**Instructions for the task**.
From the entries provided below, copy each line that contains the word "this".

-- Dataset extract start --

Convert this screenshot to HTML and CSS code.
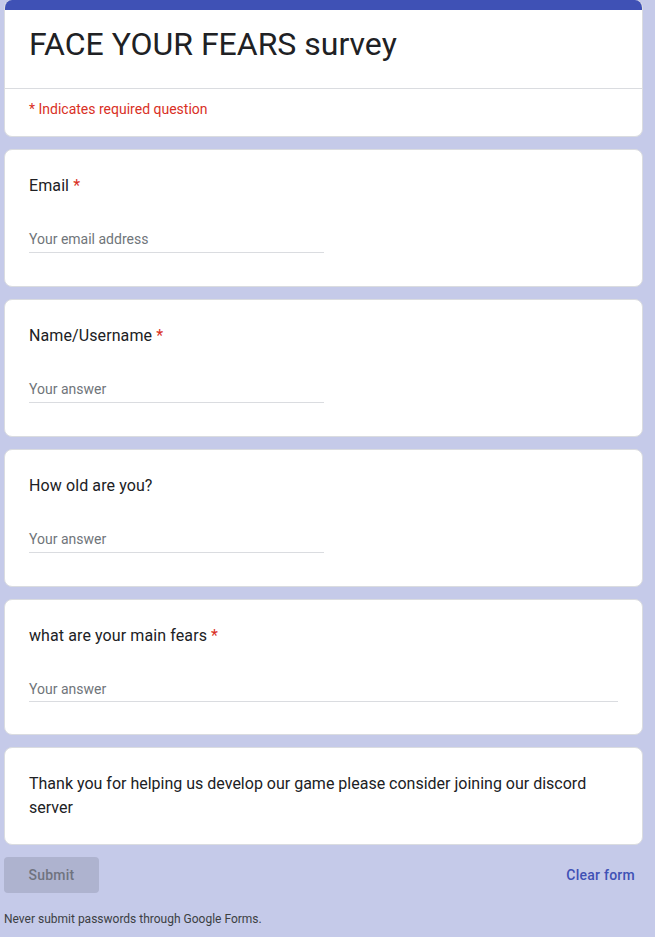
FILE: index.html
```html
<!DOCTYPE html>
<html lang="en">
<head>
<meta charset="utf-8">
<title>FACE YOUR FEARS survey</title>
<link rel="stylesheet" href="styles.css">
</head>
<body>
<main class="form">
  <section class="card header-card">
    <div class="bar"></div>
    <div class="title-area">
      <h1 class="title">FACE YOUR FEARS survey</h1>
    </div>
    <div class="required-note">* Indicates required question</div>
  </section>

  <section class="card question">
    <div class="q-title">Email <span class="req">*</span></div>
    <div class="input short"><span class="placeholder">Your email address</span></div>
  </section>

  <section class="card question">
    <div class="q-title">Name/Username <span class="req">*</span></div>
    <div class="input short"><span class="placeholder">Your answer</span></div>
  </section>

  <section class="card question">
    <div class="q-title">How old are you?</div>
    <div class="input short"><span class="placeholder">Your answer</span></div>
  </section>

  <section class="card question">
    <div class="q-title">what are your main fears <span class="req">*</span></div>
    <div class="input long"><span class="placeholder">Your answer</span></div>
  </section>

  <section class="card text-card">
    <p class="note-text">Thank you for helping us develop our game please consider joining our discord server</p>
  </section>

  <div class="actions">
    <button class="submit" type="button">Submit</button>
    <a class="clear" href="#">Clear form</a>
  </div>

  <p class="footer">Never submit passwords through Google Forms.</p>
</main>
</body>
</html>
```

FILE: styles.css
```css
html, body {
  margin: 0;
  padding: 0;
  background: #c5cae9;
}
body {
  font-family: Roboto, "Liberation Sans", Arial, sans-serif;
  color: #202124;
}
.form {
  width: 639px;
  margin-left: 4px;
  display: flex;
  flex-direction: column;
  gap: 12px;
}
.card {
  background: #fff;
  border: 1px solid #dadce0;
  border-radius: 8px;
  box-sizing: border-box;
}
.header-card {
  border-top: none;
  overflow: hidden;
}
.bar {
  height: 10px;
  background: #3f51b5;
  margin: 0 -1px;
}
.title-area {
  padding: 14px 24px 24px 24px;
  border-bottom: 1px solid #dadce0;
}
.title {
  margin: 0;
  font-size: 32px;
  line-height: 40px;
  font-weight: 400;
  color: #202124;
}
.required-note {
  padding: 10px 24px 17px 24px;
  font-size: 14px;
  line-height: 20px;
  color: #d93025;
}
.question {
  padding: 24px 24px 24px 24px;
}
.q-title {
  font-size: 16px;
  line-height: 24px;
  letter-spacing: 0.1px;
}
.req {
  color: #d93025;
}
.input {
  margin-top: 31px;
  margin-bottom: 9px;
  padding-bottom: 3px;
  border-bottom: 1px solid #dadce0;
  font-size: 14px;
  line-height: 20px;
}
.input.short {
  width: 295px;
}
.input.long {
  width: 100%;
  padding-bottom: 2px;
  margin-bottom: 8px;
}
.placeholder {
  color: #70757a;
}
.text-card {
  padding: 24px;
}
.note-text {
  margin: 0;
  font-size: 16px;
  line-height: 24px;
}
.actions {
  display: flex;
  justify-content: space-between;
  align-items: center;
  padding-right: 8px;
}
.submit {
  width: 95px;
  height: 36px;
  border: none;
  border-radius: 4px;
  background: #aeb3cf;
  color: #70737f;
  font-family: Roboto, "Liberation Sans", Arial, sans-serif;
  font-size: 14px;
  font-weight: 500;
  letter-spacing: 0.25px;
  padding: 0;
}
.clear {
  color: #3f51b5;
  text-decoration: none;
  font-size: 14px;
  font-weight: 500;
  letter-spacing: 0.25px;
}
.footer {
  margin: 6px 0 0 0;
  font-size: 12px;
  line-height: 16px;
  color: #3c4043;
}
```
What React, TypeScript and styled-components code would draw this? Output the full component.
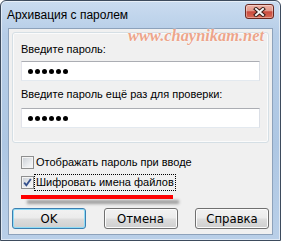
import React from "react";
import styled, { createGlobalStyle } from "styled-components";

const GlobalStyle = createGlobalStyle`
  html, body {
    margin: 0;
    padding: 0;
    background: #ffffff;
  }
  body {
    width: 281px;
    height: 241px;
    overflow: hidden;
    font-family: "Liberation Sans", Arial, sans-serif;
  }
`;

const Window = styled.div`
  position: relative;
  box-sizing: border-box;
  width: 281px;
  height: 241px;
  display: flex;
  flex-direction: column;
  padding: 0 7px 5px;
  border: 1px solid #3d4b5d;
  border-radius: 6px 6px 0 0;
  background: linear-gradient(
    180deg,
    #cadcf0 0%,
    #b6cde7 14%,
    #aec7e3 60%,
    #b9cfe8 100%
  );
  box-shadow: inset 0 0 0 1px rgba(255, 255, 255, 0.55);
`;

const TitleBar = styled.div`
  height: 27px;
  margin: 0 -7px;
  padding: 0 6px;
  display: flex;
  align-items: flex-start;
  justify-content: space-between;
`;

const Title = styled.div`
  padding-top: 7px;
  font-size: 12px;
  line-height: 14px;
  color: #000;
`;

const CloseButton = styled.div`
  box-sizing: border-box;
  width: 29px;
  height: 15px;
  margin-top: 3px;
  border: 1px solid #6a2820;
  border-radius: 3px;
  background: linear-gradient(
    180deg,
    #eeb1a5 0%,
    #e2988a 45%,
    #c94a3e 52%,
    #d86a55 100%
  );
  box-shadow: inset 0 0 0 1px rgba(255, 255, 255, 0.35);
  display: flex;
  align-items: center;
  justify-content: center;
`;

const Watermark = styled.div`
  position: absolute;
  left: 127px;
  top: 26px;
  font-family: "Liberation Serif", "Times New Roman", serif;
  font-style: italic;
  font-weight: bold;
  font-size: 16.4px;
  line-height: 17px;
  color: #eca58b;
  white-space: nowrap;
  text-shadow: 0 0 1px #fff, 0 0 2px #fff;
  pointer-events: none;
`;

const Client = styled.div`
  flex: 1;
  display: flex;
  flex-direction: column;
  padding: 3px;
  background: #f0f0f0;
  border: 1px solid #8da2bb;
`;

const GroupBox = styled.div`
  display: flex;
  flex-direction: column;
  padding: 10px 8px 14px;
  border: 1px solid #d5dfe5;
  border-radius: 3px;
  box-shadow: inset 0 0 0 1px #fbfbfb;
`;

const FieldLabel = styled.div<{ $top: number }>`
  margin-top: ${(p) => p.$top}px;
  font-size: 11px;
  line-height: 13px;
  color: #000;
  white-space: nowrap;
`;

const PasswordField = styled.div<{ $top: number }>`
  box-sizing: border-box;
  height: 20px;
  margin-top: ${(p) => p.$top}px;
  padding-left: 6px;
  display: flex;
  align-items: center;
  gap: 2px;
  background: #fff;
  border: 1px solid;
  border-color: #abadb3 #dbdfe6 #e3e9ef #e2e3ea;
`;

const Dot = styled.span`
  width: 5px;
  height: 5px;
  border-radius: 50%;
  background: #000;
`;

const CheckRow = styled.div<{ $top: number }>`
  height: 17px;
  margin: ${(p) => p.$top}px 0 0 9px;
  display: flex;
  align-items: center;
`;

const CheckBox = styled.div`
  box-sizing: border-box;
  width: 13px;
  height: 13px;
  border: 1px solid #8e8f8f;
  background: linear-gradient(135deg, #c9ced4 0%, #eef0f2 70%, #f7f7f7 100%);
  box-shadow: inset 0 0 0 1px #f4f4f4;
  display: flex;
  align-items: center;
  justify-content: center;
`;

const CheckText = styled.span<{ $focused?: boolean }>`
  padding: 1px 1px;
  border: 1px dotted ${(p) => (p.$focused ? "#000" : "transparent")};
  font-size: 11px;
  line-height: 13px;
  color: #000;
  white-space: nowrap;
`;

const RedMark = styled.div`
  width: 152px;
  height: 4px;
  margin: 4px 0 0 9px;
  background: #ff0000;
  box-shadow: 6px 5px 3px rgba(60, 60, 60, 0.45);
`;

const ButtonRow = styled.div`
  margin-top: 9px;
  display: flex;
  justify-content: space-between;
`;

const DialogButton = styled.div<{ $default?: boolean }>`
  box-sizing: border-box;
  width: 74px;
  height: 21px;
  display: flex;
  align-items: center;
  justify-content: center;
  border: 1px solid ${(p) => (p.$default ? "#3c7fb1" : "#707070")};
  border-radius: 3px;
  background: linear-gradient(
    180deg,
    #f2f2f2 0%,
    #ebebeb 48%,
    #dddddd 52%,
    #cfcfcf 100%
  );
  box-shadow: inset 0 0 0 1px ${(p) => (p.$default ? "#8fdcf6" : "#fcfcfc")};
  font-family: "Liberation Sans Narrow", "DejaVu Sans Condensed", "Liberation Sans", sans-serif;
  font-size: 13px;
  line-height: 15px;
  color: #000;
`;

const Dots = ({ count }: { count: number }) => (
  <>
    {Array.from({ length: count }).map((_, i) => (
      <Dot key={i} />
    ))}
  </>
);

export default function App() {
  return (
    <>
      <GlobalStyle />
      <Window>
        <TitleBar>
          <Title>Архивация с паролем</Title>
          <CloseButton>
            <svg width="13" height="10" viewBox="0 0 13 10">
              <path
                d="M3 2 L10 8 M10 2 L3 8"
                stroke="#3a1c17"
                strokeWidth="4"
                strokeLinecap="square"
                fill="none"
              />
              <path
                d="M3 2 L10 8 M10 2 L3 8"
                stroke="#f4f4f4"
                strokeWidth="2"
                strokeLinecap="square"
                fill="none"
              />
            </svg>
          </CloseButton>
        </TitleBar>
        <Client>
          <GroupBox>
            <FieldLabel $top={0}>Введите пароль:</FieldLabel>
            <PasswordField $top={5}>
              <Dots count={6} />
            </PasswordField>
            <FieldLabel $top={7}>Введите пароль ещё раз для проверки:</FieldLabel>
            <PasswordField $top={7}>
              <Dots count={6} />
            </PasswordField>
          </GroupBox>
          <CheckRow $top={11}>
            <CheckBox />
            <CheckText>Отображать пароль при вводе</CheckText>
          </CheckRow>
          <CheckRow $top={3}>
            <CheckBox>
              <svg width="9" height="9" viewBox="0 0 9 9">
                <path
                  d="M1.2 4.6 L3.4 7.3 L7.8 1"
                  stroke="#34508c"
                  strokeWidth="1.8"
                  fill="none"
                />
              </svg>
            </CheckBox>
            <CheckText $focused>Шифровать имена файлов</CheckText>
          </CheckRow>
          <RedMark />
          <ButtonRow>
            <DialogButton $default>OK</DialogButton>
            <DialogButton>Отмена</DialogButton>
            <DialogButton>Справка</DialogButton>
          </ButtonRow>
        </Client>
        <Watermark>www.chaynikam.net</Watermark>
      </Window>
    </>
  );
}
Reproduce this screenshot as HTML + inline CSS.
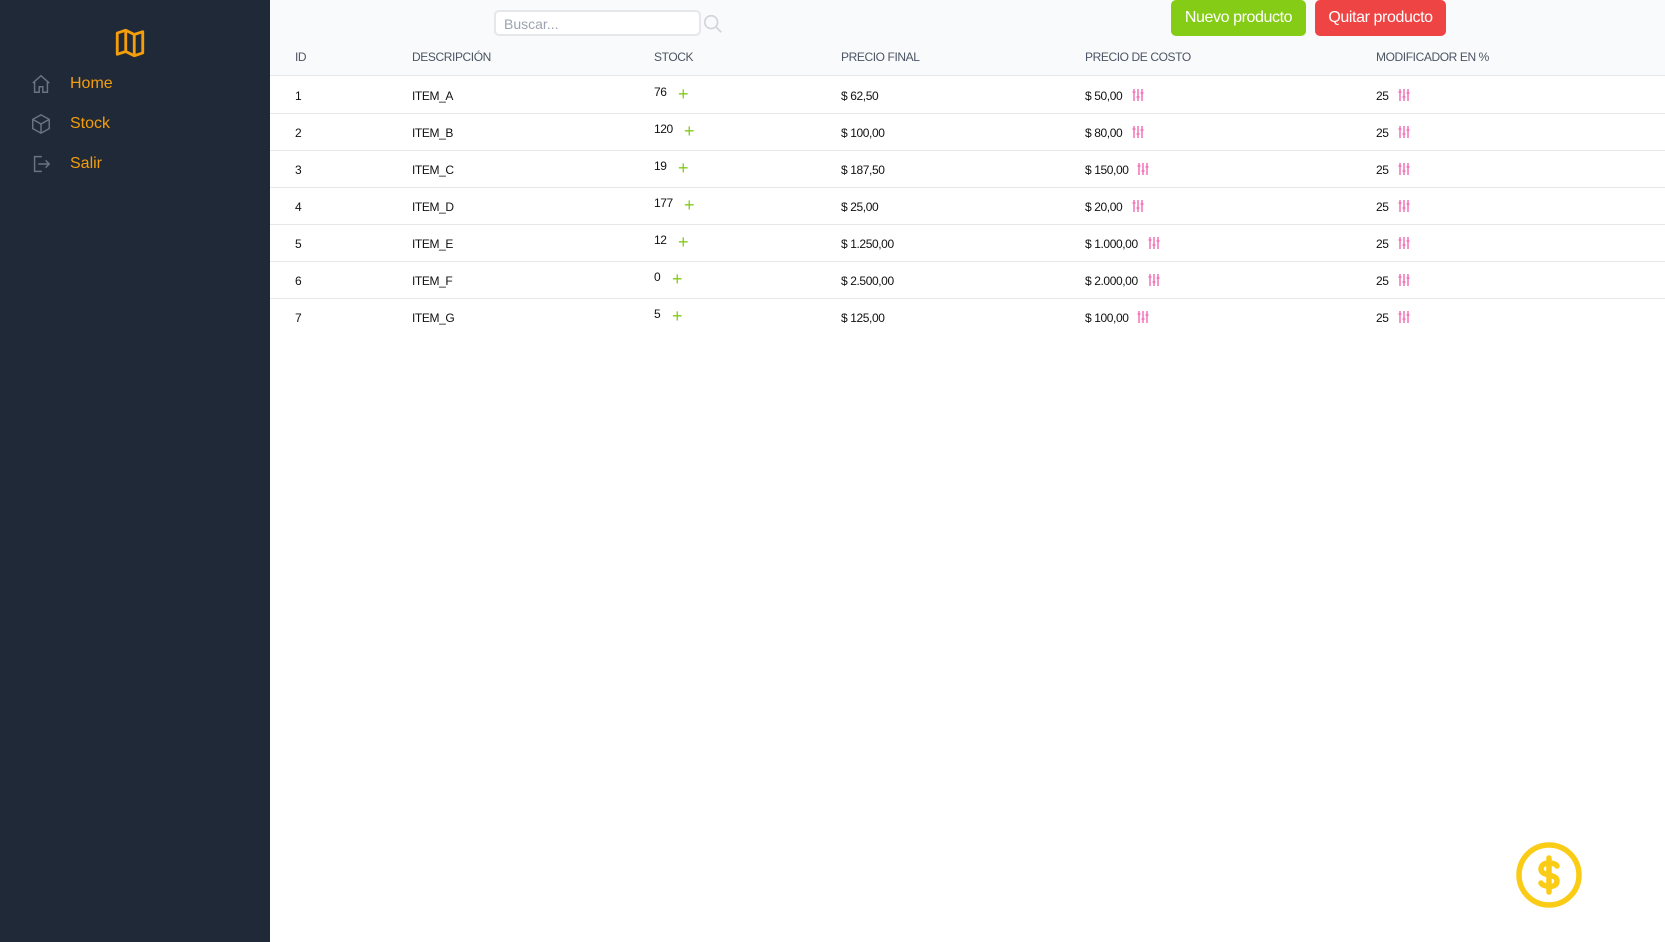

-- Dataset extract end --

**Task answer**.
Convert this screenshot to HTML and CSS code.
What React, TypeScript and styled-components code would draw this? Output the full component.
Reproduce this screenshot as HTML + inline CSS.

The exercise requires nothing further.